**Task objective**
Write only the number of lines holding the string "styles".

**Available data**
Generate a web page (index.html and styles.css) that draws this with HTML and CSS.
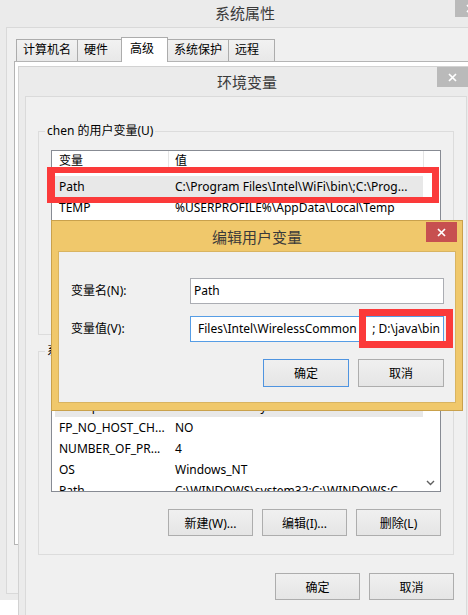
FILE: index.html
```html
<!DOCTYPE html>
<html lang="zh-CN">
<head>
  <meta charset="UTF-8" />
  <meta name="viewport" content="width=device-width, initial-scale=1.0"/>
  <title>环境变量</title>
  <link rel="stylesheet" href="styles.css">
</head>
<body>
  <div class="desk">

    <!-- 系统属性 -->
    <section class="win win-sys">
      <div class="title">系统属性
        <span class="close close-grey">
          <svg viewBox="0 0 9 9"><path d="M1 1L8 8M8 1L1 8"/></svg>
        </span>
      </div>
      <div class="client sys-client">
        <div class="tabs">
          <span class="tab">计算机名</span>
          <span class="tab">硬件</span>
          <span class="tab active">高级</span>
          <span class="tab">系统保护</span>
          <span class="tab">远程</span>
        </div>
        <div class="tab-panel"></div>
      </div>
    </section>

    <!-- 环境变量 -->
    <section class="win win-env">
      <div class="title">环境变量
        <span class="close close-grey">
          <svg viewBox="0 0 9 9"><path d="M1 1L8 8M8 1L1 8"/></svg>
        </span>
      </div>
      <div class="client env-client">
        <fieldset class="group">
          <legend>chen 的用户变量(U)</legend>
          <div class="list">
            <div class="list-body">
              <div class="list-head">
                <span class="col-name">变量</span>
                <span class="col-val">值</span>
                <span class="col-fill"></span>
              </div>
              <div class="row selected">
                <span class="col-name">Path</span>
                <span class="col-val">C:\Program Files\Intel\WiFi\bin\;C:\Prog...</span>
              </div>
              <div class="row">
                <span class="col-name">TEMP</span>
                <span class="col-val">%USERPROFILE%\AppData\Local\Temp</span>
              </div>
              <div class="row">
                <span class="col-name">TMP</span>
                <span class="col-val">%USERPROFILE%\AppData\Local\Temp</span>
              </div>
            </div>
          </div>
          <div class="btn-row">
            <button class="btn">新建(N)...</button>
            <button class="btn">编辑(E)...</button>
            <button class="btn">删除(D)</button>
          </div>
        </fieldset>

        <fieldset class="group group-sys">
          <legend>系统变量(S)</legend>
          <div class="list">
            <div class="list-body">
              <div class="list-head">
                <span class="col-name">变量</span>
                <span class="col-val">值</span>
              </div>
              <div class="row selected">
                <span class="col-name">ComSpec</span>
                <span class="col-val">C:\WINDOWS\system32\cmd.exe</span>
              </div>
              <div class="row">
                <span class="col-name">FP_NO_HOST_CH...</span>
                <span class="col-val">NO</span>
              </div>
              <div class="row">
                <span class="col-name">NUMBER_OF_PR...</span>
                <span class="col-val">4</span>
              </div>
              <div class="row">
                <span class="col-name">OS</span>
                <span class="col-val">Windows_NT</span>
              </div>
              <div class="row">
                <span class="col-name">Path</span>
                <span class="col-val">C:\WINDOWS\system32;C:\WINDOWS;C...</span>
              </div>
            </div>
            <div class="scroll">
              <div class="scroll-thumb"></div>
              <div class="scroll-down">
                <svg viewBox="0 0 9 6"><path d="M1 1L4.5 4.5L8 1"/></svg>
              </div>
            </div>
          </div>
          <div class="btn-row">
            <button class="btn">新建(W)...</button>
            <button class="btn">编辑(I)...</button>
            <button class="btn">删除(L)</button>
          </div>
        </fieldset>

        <div class="btn-row dialog-btns">
          <button class="btn">确定</button>
          <button class="btn">取消</button>
        </div>
      </div>
    </section>

    <!-- 编辑用户变量 -->
    <section class="win win-edit">
      <div class="title">编辑用户变量
        <span class="close close-red">
          <svg viewBox="0 0 9 9"><path d="M1 1L8 8M8 1L1 8"/></svg>
        </span>
      </div>
      <div class="client edit-client">
        <div class="form">
          <label class="form-label">变量名(N):</label>
          <div class="input">Path</div>
          <label class="form-label">变量值(V):</label>
          <div class="input input-focus">
            <span>Files\Intel\WirelessCommon</span>
            <span>; D:\java\bin</span>
          </div>
        </div>
        <div class="btn-row edit-btns">
          <button class="btn btn-default">确定</button>
          <button class="btn">取消</button>
        </div>
      </div>
    </section>

    <!-- red highlight boxes -->
    <div class="mark mark-path"></div>
    <div class="mark mark-value"></div>
  </div>
</body>
</html>
```

FILE: styles.css
```css
* {
  margin: 0;
  padding: 0;
  box-sizing: border-box;
}
body {
  width: 468px;
  height: 615px;
  overflow: hidden;
  background-color: #fff;
  font-family: "Noto Sans", "Noto Sans CJK SC", sans-serif;
  font-size: 12px;
  color: #000;
}
.desk {
  position: relative;
  width: 468px;
  height: 615px;
  overflow: hidden;
}

/* WINDOWS */
.win {
  position: absolute;
  display: flex;
  flex-direction: column;
}
.title {
  position: relative;
  flex: none;
  text-align: center;
  font-size: 15px;
  color: #3a3a3a;
}
.close {
  position: absolute;
  top: 0;
  display: flex;
  align-items: center;
  justify-content: center;
  width: 31px;
  height: 20px;
}
.close svg {
  width: 9px;
  height: 9px;
  stroke: #fff;
  stroke-width: 1.7;
  fill: none;
}
.close-grey {
  background-color: #bababa;
}
.close-red {
  background-color: #c75050;
}
.client {
  flex: 1;
  background-color: #f0f0f0;
  border: 1px solid #d9d9d9;
}

/* 系统属性 */
.win-sys {
  left: 0;
  top: 0;
  width: 490px;
  height: 600px;
  background-color: #ebebeb;
}
.win-sys .title {
  height: 27px;
  line-height: 26px;
}
.win-sys .close {
  right: 4px;
  height: 17px;
}
.sys-client {
  flex: none;
  height: 567px;
  margin: 0 8px 0 6px;
  padding: 9px 0 0 7px;
}
.tabs {
  display: flex;
  align-items: flex-end;
  height: 24px;
  margin-left: 2px;
  position: relative;
  z-index: 1;
}
.tab {
  min-width: 47px;
  height: 22px;
  line-height: 20px;
  padding: 0 6px;
  margin-right: -1px;
  border: 1px solid #acacac;
  border-bottom: none;
  background: linear-gradient(#f2f2f2, #e8e8e8);
}
.tab.active {
  height: 25px;
  line-height: 22px;
  padding: 0 8px;
  margin: 0 -1px -1px -2px;
  background: #fff;
  position: relative;
}
.tab-panel {
  height: 484px;
  background-color: #fff;
  border: 1px solid #b4b4b4;
}

/* 环境变量 */
.win-env {
  left: 18px;
  top: 66px;
  width: 458px;
  height: 560px;
  background-color: #ebebeb;
  border: 1px solid #d2d2d2;
}
.win-env .title {
  height: 29px;
  line-height: 31px;
}
.win-env .close {
  right: 7px;
}
.env-client {
  margin: 0 8px 0 6px;
  border-color: #dadada;
  padding: 26px 12px 0 12px;
}
.group {
  border: 1px solid #dcdcdc;
  padding: 0 12px 18px 12px;
  min-width: 0;
}
.group legend {
  margin-left: -6px;
  padding: 0 2px;
  line-height: 16px;
}
.group-sys {
  margin-top: 8px;
}

/* LIST VIEW */
.list {
  display: flex;
  height: 122px;
  margin-top: 11px;
  border: 1px solid #878b93;
  background-color: #fff;
  overflow: hidden;
}
.list-body {
  flex: 1;
  min-width: 0;
}
.list-head {
  display: flex;
  height: 21px;
  line-height: 20px;
  margin-bottom: 4px;
}
.list-head .col-name {
  width: 117px;
  padding-left: 7px;
  border-right: 1px solid #e5e5e5;
}
.list-head .col-val {
  width: 255px;
  padding-left: 6px;
  border-right: 1px solid #e5e5e5;
}
.list-head .col-fill {
  flex: 1;
}
.row {
  display: flex;
  width: 368px;
  height: 21px;
  line-height: 21px;
  margin-left: 3px;
  white-space: nowrap;
}
.row.selected {
  background-color: #e8e8e8;
}
.row .col-name {
  width: 114px;
  padding-left: 4px;
  overflow: hidden;
}
.row .col-val {
  width: 254px;
  padding-left: 6px;
  overflow: hidden;
}
.scroll {
  display: flex;
  flex-direction: column;
  width: 19px;
  padding-top: 17px;
}
.scroll-thumb {
  height: 23px;
  margin: 0 2px 0 4px;
  background-color: #cdcdcd;
}
.scroll-down {
  margin-top: auto;
  height: 17px;
  display: flex;
  align-items: center;
  justify-content: center;
}
.scroll-down svg {
  width: 9px;
  height: 6px;
  stroke: #606060;
  stroke-width: 1.4;
  fill: none;
}

/* BUTTONS */
.btn-row {
  display: flex;
  justify-content: flex-end;
  gap: 9px;
  margin-top: 17px;
}
.btn {
  width: 85px;
  height: 27px;
  border: 1px solid #adadad;
  background: linear-gradient(#f0f0f0, #e5e5e5);
  font-family: inherit;
  font-size: 12px;
  color: #000;
}
.btn-default {
  border-color: #4f94e0;
}
.dialog-btns {
  margin-top: 18px;
}

/* 编辑用户变量 */
.win-edit {
  left: 51px;
  top: 220px;
  width: 412px;
  height: 191px;
  background-color: #f0c86b;
  border: 1px solid #c9a14c;
}
.win-edit .title {
  height: 30px;
  line-height: 32px;
}
.win-edit .close {
  right: 5px;
  top: 1px;
}
.edit-client {
  margin: 0 6px 7px 6px;
  border-color: #d9b461;
  padding: 26px 11px 0 12px;
}
.form {
  display: grid;
  grid-template-columns: 119px 254px;
  row-gap: 12px;
  align-items: center;
}
.form-label {
  line-height: 26px;
}
.input {
  height: 26px;
  line-height: 24px;
  padding: 0 3px;
  border: 1px solid #abadb3;
  background-color: #fff;
  white-space: nowrap;
  overflow: hidden;
}
.input-focus {
  display: flex;
  justify-content: space-between;
  padding: 0 3px 0 7px;
  border-color: #569de5;
}
.edit-btns {
  gap: 9px;
}
.edit-btns .btn {
  width: 86px;
  height: 28px;
}

/* RED HIGHLIGHTS */
.mark {
  position: absolute;
  border: 7px solid #fb3a3a;
}
.mark-path {
  left: 47px;
  top: 167px;
  width: 392px;
  height: 36px;
  border-width: 6px 7px 6px 8px;
}
.mark-value {
  left: 359px;
  top: 309px;
  width: 94px;
  height: 39px;
}
```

**Exercise result**
3